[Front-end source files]
☆ ☆ ☆
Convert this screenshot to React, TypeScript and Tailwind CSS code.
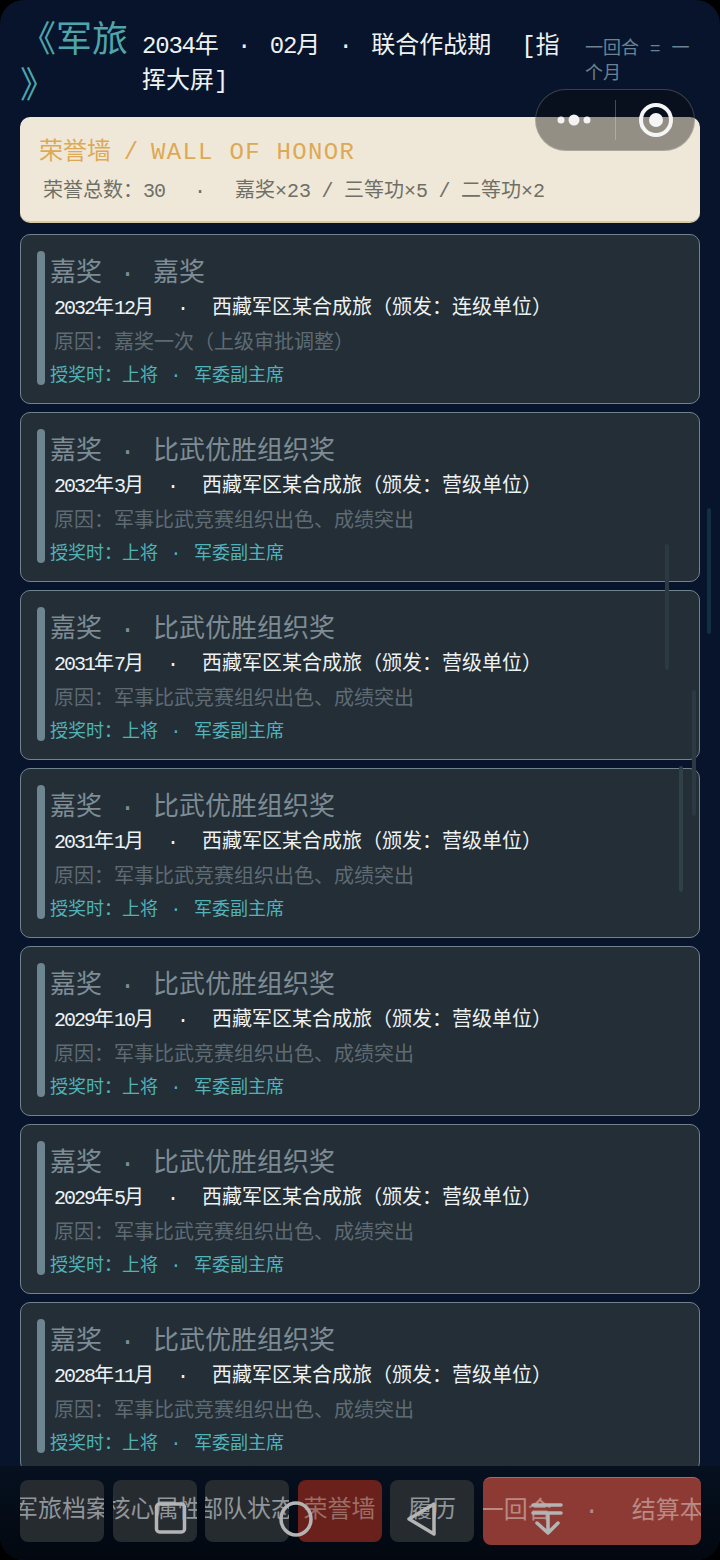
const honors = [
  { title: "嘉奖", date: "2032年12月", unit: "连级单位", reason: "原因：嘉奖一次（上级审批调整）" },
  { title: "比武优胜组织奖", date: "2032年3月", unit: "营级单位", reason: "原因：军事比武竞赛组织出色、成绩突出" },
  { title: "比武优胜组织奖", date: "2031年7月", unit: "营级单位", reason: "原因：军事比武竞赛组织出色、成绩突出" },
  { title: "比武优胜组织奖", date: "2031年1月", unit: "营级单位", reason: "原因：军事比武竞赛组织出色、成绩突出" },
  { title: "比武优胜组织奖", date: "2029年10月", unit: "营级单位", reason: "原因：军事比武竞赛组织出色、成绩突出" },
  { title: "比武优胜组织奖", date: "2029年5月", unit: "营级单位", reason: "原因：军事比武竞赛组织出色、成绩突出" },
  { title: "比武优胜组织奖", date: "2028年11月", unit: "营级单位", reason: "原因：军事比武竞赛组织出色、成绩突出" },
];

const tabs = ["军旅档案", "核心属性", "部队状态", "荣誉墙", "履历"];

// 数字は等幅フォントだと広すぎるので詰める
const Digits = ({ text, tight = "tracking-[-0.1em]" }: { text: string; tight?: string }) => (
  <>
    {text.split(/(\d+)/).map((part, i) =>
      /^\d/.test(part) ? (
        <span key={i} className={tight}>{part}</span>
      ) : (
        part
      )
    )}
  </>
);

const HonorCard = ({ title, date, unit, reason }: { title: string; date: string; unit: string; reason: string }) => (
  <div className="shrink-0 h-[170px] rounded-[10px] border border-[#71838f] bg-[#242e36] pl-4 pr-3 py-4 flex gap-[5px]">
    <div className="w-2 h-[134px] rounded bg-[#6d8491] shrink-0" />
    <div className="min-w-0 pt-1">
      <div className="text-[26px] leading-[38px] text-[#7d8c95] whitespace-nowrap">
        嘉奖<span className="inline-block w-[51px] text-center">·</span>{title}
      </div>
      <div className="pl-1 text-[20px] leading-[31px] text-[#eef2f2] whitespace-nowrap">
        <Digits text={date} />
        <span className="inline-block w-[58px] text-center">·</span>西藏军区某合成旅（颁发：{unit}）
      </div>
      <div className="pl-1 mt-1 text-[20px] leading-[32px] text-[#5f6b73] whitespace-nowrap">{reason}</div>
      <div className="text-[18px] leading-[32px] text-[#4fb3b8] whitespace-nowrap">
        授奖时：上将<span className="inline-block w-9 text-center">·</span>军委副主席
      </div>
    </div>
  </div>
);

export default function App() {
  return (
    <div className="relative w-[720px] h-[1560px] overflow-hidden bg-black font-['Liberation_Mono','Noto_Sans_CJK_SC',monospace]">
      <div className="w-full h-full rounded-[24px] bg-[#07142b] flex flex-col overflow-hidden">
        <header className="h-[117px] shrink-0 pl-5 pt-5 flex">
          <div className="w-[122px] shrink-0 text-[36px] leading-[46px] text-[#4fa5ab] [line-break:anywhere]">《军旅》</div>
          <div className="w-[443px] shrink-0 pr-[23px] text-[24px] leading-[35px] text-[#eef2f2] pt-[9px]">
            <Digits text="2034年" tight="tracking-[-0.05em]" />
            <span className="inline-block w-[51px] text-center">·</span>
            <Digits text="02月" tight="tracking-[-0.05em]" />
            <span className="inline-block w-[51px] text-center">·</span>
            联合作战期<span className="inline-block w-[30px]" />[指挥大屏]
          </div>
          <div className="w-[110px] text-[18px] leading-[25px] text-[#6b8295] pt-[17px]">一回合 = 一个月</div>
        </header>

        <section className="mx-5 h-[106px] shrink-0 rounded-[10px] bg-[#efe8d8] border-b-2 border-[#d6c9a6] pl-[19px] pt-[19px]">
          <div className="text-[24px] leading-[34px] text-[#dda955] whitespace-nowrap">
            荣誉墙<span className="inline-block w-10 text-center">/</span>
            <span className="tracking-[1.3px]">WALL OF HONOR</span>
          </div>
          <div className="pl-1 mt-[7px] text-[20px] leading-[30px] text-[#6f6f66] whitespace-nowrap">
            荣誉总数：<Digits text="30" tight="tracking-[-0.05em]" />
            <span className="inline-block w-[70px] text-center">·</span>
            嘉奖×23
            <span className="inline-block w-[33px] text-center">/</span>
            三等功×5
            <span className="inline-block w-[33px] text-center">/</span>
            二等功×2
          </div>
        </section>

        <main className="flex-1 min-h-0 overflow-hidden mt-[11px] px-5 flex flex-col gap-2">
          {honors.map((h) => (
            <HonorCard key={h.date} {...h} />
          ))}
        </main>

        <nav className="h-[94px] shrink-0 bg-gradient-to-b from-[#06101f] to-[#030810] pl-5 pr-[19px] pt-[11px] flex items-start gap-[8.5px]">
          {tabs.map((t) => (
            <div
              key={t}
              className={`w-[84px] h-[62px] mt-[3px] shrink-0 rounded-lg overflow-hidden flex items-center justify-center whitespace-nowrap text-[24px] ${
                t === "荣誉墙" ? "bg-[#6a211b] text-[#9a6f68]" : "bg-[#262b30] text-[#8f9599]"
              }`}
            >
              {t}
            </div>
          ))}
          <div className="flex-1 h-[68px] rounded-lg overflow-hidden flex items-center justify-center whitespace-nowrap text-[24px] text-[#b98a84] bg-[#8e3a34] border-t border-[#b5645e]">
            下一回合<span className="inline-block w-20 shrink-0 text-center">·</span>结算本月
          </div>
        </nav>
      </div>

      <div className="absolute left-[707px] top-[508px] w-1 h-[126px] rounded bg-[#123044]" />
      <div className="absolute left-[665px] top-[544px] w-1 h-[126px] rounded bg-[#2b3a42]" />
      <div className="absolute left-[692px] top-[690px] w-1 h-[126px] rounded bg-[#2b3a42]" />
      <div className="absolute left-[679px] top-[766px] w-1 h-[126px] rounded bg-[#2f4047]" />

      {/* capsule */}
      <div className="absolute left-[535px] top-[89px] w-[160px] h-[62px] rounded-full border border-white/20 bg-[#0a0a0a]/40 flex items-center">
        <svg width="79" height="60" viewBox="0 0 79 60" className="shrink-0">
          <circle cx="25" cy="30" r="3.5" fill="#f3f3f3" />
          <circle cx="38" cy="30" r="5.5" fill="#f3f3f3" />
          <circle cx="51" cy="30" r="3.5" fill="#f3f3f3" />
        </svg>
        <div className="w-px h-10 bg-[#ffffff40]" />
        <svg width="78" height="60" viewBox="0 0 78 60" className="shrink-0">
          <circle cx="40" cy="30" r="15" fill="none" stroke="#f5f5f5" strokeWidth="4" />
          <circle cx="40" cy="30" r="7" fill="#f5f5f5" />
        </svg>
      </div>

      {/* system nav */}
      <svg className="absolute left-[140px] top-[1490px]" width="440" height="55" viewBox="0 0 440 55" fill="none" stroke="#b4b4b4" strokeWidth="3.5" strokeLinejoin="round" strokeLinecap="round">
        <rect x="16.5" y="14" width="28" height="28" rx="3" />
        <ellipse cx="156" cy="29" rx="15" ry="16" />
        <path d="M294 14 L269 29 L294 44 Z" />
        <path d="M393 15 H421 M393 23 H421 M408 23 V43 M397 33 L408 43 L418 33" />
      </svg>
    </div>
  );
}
☆ ☆ ☆
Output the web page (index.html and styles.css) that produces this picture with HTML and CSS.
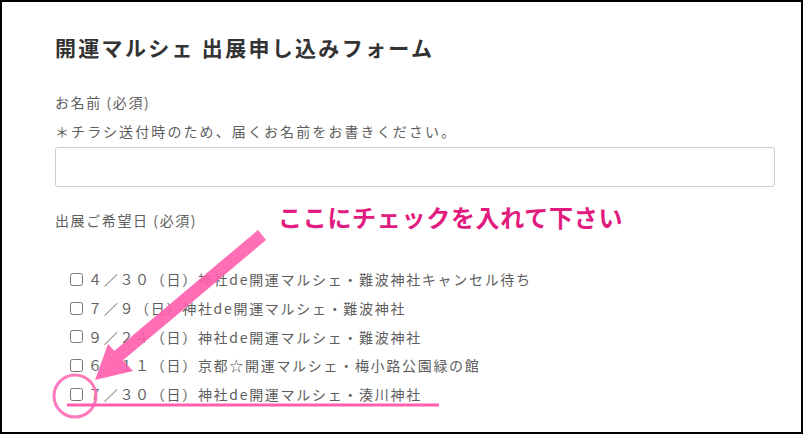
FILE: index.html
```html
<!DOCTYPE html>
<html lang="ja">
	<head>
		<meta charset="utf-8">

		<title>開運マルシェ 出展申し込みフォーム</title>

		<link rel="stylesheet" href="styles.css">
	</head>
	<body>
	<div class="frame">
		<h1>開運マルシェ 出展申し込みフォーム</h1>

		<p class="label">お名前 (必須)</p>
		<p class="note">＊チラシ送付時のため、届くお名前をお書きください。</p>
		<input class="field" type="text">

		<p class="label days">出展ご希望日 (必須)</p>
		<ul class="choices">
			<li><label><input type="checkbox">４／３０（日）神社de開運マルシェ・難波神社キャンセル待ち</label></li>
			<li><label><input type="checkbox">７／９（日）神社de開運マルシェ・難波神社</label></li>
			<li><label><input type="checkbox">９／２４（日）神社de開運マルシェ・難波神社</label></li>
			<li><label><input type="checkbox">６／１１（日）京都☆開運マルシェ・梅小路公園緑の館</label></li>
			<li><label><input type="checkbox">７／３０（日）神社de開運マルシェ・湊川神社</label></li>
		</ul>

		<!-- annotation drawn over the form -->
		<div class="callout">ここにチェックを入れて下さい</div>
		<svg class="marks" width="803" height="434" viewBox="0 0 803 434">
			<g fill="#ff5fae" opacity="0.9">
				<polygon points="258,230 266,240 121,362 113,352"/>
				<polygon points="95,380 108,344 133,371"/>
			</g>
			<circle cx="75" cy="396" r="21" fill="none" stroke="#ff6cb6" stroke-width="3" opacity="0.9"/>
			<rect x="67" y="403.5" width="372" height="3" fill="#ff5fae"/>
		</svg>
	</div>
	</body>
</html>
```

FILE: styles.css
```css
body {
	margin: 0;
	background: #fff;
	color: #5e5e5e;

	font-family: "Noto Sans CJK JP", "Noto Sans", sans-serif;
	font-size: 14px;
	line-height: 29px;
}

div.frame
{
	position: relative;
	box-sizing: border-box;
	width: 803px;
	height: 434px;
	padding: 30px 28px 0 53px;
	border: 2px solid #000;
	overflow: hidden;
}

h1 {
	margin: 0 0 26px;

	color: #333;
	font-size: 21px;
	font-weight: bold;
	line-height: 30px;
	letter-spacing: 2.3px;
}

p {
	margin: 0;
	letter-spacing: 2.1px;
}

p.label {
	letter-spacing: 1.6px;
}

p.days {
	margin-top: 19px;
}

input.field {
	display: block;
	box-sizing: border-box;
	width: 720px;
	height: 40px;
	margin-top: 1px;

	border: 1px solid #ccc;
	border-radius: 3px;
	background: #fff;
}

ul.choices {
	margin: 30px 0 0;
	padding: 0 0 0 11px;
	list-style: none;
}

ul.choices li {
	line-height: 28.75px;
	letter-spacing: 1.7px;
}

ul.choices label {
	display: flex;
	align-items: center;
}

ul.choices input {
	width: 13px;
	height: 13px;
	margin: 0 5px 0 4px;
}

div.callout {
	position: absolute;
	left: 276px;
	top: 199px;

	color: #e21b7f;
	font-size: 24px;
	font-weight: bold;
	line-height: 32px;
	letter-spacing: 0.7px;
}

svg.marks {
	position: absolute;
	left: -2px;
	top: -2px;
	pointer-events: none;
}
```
☆ ☆ ☆
Search the data for "index" and list every line in which it occurs.

Output the web page (index.html and styles.css) that produces this picture with HTML and CSS.
FILE: index.html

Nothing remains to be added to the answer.